For manufacturers scaling capacity or modernizing legacy operations, the stronger approach is an engineered process platform where material handling, milling, classification, dust management, automation, and downstream integration are designed to work together. That reduces startup friction and gives operations teams one coherent basis for performance tuning and support.
What to evaluate before committing to a graphite milling solution
The most useful early question is not simply, “What particle size do we need?” It is, “What process conditions are required to hit that specification every day at production scale?” That shifts the conversation from equipment selection to manufacturing reliability.
A sound evaluation typically includes feed characterization, target distribution definition, throughput range, contamination constraints, cleaning requirements, utility demands, and how the milled graphite behaves in the next step of the process. It should also account for maintainability, spare parts strategy, commissioning requirements, and future expansion.

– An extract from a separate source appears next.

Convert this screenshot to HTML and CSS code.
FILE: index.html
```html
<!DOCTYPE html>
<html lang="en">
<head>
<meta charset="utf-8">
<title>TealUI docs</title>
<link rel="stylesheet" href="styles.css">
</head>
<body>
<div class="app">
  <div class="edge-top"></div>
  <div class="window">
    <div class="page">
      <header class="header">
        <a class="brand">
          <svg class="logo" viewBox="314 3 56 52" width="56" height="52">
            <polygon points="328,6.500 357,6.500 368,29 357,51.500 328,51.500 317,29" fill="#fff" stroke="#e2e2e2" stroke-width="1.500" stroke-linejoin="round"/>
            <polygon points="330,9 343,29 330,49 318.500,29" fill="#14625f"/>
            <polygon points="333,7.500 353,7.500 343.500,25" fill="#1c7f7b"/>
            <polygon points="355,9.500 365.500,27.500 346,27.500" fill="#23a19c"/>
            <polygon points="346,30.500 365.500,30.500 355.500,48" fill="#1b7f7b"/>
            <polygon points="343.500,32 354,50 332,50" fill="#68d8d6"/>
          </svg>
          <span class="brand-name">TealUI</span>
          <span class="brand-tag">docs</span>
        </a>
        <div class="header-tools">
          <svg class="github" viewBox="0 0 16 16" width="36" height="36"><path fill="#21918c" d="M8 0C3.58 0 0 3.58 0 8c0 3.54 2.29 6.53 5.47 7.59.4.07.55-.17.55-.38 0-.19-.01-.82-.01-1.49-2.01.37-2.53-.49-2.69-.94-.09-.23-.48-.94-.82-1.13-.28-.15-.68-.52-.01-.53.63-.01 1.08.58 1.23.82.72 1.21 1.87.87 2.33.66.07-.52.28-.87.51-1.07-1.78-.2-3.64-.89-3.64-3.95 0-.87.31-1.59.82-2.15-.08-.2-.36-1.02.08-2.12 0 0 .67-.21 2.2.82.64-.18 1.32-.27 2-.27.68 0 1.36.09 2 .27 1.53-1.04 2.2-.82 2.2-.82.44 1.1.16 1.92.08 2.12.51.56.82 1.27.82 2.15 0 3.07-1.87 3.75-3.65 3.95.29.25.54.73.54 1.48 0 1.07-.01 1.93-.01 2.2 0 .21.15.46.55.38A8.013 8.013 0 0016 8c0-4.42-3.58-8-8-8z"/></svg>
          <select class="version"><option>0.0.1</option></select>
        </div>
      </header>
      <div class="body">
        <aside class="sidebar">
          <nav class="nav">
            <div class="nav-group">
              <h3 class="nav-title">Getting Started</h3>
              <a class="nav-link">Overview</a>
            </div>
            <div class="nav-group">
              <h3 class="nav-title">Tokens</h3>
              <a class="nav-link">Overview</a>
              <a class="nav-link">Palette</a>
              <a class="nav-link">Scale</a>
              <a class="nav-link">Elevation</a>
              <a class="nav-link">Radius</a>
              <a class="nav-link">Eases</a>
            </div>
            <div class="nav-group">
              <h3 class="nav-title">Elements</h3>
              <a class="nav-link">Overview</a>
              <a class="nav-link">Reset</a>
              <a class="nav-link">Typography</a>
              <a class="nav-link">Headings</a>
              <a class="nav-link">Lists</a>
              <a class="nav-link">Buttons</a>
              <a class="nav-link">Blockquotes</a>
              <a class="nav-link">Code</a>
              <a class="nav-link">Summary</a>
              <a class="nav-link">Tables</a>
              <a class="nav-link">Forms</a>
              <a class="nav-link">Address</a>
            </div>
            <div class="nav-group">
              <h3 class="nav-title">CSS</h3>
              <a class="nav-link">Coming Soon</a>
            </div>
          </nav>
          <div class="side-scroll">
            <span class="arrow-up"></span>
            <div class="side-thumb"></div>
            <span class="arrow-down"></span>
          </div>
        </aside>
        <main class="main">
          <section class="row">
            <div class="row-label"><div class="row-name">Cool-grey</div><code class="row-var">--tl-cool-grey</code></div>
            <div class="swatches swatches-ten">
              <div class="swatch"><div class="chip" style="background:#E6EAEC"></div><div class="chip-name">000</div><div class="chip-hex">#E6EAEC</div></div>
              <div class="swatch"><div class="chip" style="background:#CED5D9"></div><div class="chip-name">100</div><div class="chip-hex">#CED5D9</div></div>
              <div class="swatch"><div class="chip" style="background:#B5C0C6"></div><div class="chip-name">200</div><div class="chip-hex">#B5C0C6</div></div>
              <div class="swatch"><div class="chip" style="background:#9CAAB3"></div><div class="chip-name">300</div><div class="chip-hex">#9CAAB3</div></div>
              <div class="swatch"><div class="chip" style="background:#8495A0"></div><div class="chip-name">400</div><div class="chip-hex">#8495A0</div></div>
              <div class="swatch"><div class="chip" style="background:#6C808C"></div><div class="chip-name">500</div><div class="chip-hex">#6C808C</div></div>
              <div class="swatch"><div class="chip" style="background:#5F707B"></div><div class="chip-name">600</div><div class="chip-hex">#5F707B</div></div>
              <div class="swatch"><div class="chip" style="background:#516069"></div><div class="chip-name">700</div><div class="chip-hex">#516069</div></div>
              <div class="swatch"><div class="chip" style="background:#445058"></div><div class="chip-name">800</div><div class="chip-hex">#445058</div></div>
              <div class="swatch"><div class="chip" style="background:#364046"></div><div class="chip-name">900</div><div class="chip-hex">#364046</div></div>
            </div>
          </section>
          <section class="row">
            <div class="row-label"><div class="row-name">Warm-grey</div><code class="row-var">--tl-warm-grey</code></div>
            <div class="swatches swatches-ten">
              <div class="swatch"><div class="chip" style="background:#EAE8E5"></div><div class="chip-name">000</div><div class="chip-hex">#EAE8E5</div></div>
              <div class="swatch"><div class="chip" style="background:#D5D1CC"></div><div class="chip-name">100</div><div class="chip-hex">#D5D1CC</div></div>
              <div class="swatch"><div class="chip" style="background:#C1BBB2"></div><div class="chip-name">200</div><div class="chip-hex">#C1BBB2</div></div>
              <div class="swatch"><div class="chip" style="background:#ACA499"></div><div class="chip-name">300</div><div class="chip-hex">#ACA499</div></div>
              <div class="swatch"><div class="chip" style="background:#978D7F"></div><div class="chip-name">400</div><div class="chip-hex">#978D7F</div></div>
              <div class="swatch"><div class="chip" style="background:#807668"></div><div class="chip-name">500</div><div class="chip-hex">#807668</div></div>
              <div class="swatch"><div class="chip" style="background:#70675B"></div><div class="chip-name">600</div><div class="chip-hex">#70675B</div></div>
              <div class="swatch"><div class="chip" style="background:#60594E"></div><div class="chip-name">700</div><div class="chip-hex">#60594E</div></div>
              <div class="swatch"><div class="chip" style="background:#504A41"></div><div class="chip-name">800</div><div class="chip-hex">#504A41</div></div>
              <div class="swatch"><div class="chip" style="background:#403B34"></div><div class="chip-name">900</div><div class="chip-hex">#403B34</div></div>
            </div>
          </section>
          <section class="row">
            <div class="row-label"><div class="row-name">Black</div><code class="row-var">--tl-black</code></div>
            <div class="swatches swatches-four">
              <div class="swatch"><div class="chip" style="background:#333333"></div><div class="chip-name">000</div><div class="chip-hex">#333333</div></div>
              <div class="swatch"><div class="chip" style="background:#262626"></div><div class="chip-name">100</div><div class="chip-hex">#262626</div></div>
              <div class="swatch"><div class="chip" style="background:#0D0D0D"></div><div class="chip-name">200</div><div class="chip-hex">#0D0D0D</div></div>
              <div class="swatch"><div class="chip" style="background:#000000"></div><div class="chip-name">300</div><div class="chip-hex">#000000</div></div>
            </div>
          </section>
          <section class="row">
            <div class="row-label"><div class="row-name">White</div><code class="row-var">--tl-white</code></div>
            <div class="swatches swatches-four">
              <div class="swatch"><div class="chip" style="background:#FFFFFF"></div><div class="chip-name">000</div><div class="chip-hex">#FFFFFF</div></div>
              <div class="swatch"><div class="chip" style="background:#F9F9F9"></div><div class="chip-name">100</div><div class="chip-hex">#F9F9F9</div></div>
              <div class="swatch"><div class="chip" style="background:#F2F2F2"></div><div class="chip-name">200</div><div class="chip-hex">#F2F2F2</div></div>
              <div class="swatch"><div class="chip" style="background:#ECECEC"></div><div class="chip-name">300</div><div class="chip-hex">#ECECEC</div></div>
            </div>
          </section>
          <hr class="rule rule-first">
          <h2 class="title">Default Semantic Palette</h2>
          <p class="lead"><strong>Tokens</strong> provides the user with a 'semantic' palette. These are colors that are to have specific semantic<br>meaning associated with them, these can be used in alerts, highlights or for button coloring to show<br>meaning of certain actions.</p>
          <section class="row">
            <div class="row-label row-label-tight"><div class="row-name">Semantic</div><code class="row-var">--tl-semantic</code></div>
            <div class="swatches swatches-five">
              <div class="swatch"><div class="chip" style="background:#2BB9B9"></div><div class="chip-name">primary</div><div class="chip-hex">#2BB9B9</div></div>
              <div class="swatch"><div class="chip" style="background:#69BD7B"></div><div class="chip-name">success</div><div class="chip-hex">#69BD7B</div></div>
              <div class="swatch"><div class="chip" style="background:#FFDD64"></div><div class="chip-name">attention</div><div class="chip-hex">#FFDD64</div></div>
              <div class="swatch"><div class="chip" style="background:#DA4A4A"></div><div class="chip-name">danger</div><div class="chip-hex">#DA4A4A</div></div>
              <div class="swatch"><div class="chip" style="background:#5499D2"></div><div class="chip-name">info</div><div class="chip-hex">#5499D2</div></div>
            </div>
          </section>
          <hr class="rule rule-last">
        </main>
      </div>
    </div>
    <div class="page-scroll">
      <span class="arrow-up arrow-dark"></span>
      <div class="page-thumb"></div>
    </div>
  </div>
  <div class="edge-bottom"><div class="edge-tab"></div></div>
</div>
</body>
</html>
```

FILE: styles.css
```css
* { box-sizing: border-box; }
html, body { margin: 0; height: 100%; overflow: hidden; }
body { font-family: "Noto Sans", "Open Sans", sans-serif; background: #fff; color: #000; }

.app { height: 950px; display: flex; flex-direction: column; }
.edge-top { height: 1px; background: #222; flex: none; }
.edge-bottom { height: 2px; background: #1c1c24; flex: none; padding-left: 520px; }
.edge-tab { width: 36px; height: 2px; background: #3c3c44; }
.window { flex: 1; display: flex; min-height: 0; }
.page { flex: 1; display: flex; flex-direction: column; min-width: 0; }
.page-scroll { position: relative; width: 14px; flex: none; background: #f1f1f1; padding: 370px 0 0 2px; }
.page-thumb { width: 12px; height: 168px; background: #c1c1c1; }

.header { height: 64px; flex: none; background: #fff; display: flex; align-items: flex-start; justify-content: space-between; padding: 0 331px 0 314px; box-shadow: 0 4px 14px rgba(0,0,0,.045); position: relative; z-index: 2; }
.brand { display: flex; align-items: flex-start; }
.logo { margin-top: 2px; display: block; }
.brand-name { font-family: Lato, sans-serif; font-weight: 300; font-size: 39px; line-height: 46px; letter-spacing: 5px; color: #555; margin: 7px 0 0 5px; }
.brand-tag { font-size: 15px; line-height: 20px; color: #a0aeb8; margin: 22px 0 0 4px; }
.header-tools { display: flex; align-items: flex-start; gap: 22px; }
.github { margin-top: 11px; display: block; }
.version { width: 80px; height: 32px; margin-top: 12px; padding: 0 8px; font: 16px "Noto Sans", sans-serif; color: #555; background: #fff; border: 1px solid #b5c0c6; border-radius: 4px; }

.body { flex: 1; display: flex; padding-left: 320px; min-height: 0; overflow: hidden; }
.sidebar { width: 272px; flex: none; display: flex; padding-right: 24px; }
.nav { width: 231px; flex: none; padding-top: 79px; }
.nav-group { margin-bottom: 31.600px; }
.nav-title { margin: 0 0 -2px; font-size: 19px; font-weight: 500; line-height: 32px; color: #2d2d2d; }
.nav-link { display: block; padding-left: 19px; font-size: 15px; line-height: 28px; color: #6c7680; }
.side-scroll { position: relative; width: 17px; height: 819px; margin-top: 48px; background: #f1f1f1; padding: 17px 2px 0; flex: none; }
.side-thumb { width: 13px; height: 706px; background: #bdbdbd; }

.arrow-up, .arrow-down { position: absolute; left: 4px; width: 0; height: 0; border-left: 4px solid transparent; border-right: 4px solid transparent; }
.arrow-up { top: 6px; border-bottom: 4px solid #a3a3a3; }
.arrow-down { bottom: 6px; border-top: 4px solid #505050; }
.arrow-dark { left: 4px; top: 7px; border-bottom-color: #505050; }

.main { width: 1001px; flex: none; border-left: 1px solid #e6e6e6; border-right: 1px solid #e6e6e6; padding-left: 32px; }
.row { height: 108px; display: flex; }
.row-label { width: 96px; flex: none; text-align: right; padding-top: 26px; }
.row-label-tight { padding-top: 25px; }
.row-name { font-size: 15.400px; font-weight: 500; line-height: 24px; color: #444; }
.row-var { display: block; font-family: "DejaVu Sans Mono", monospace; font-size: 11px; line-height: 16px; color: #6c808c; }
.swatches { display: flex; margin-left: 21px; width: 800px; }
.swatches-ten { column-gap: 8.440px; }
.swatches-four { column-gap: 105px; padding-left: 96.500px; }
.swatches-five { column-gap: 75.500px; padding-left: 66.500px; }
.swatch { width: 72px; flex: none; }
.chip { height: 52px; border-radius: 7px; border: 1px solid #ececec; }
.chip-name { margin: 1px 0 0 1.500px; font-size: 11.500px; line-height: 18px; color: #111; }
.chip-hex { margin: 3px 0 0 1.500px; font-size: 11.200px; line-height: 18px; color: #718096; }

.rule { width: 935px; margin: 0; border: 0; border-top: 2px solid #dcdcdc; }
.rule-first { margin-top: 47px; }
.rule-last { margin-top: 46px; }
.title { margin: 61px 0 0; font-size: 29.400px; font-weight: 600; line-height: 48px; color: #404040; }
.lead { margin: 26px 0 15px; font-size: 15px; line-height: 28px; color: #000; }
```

For complex installations, single-source engineering has a measurable advantage. When one partner takes responsibility for process design, equipment compatibility, controls coordination, and commissioning, the risk of startup delays and performance gaps drops significantly. That is especially relevant in graphite applications, where small inconsistencies can become large operational problems once the line is running continuously.
Proc-X approaches these systems with that broader accountability in mind – not as a stand-alone machine sale, but as an integrated production solution built for repeatability, safety, and long-term performance.
Graphite milling rewards precision, but it rewards coordination even more. The facilities that get it right are usually the ones that design for the full process from day one, so the line performs like a system instead of a collection of parts.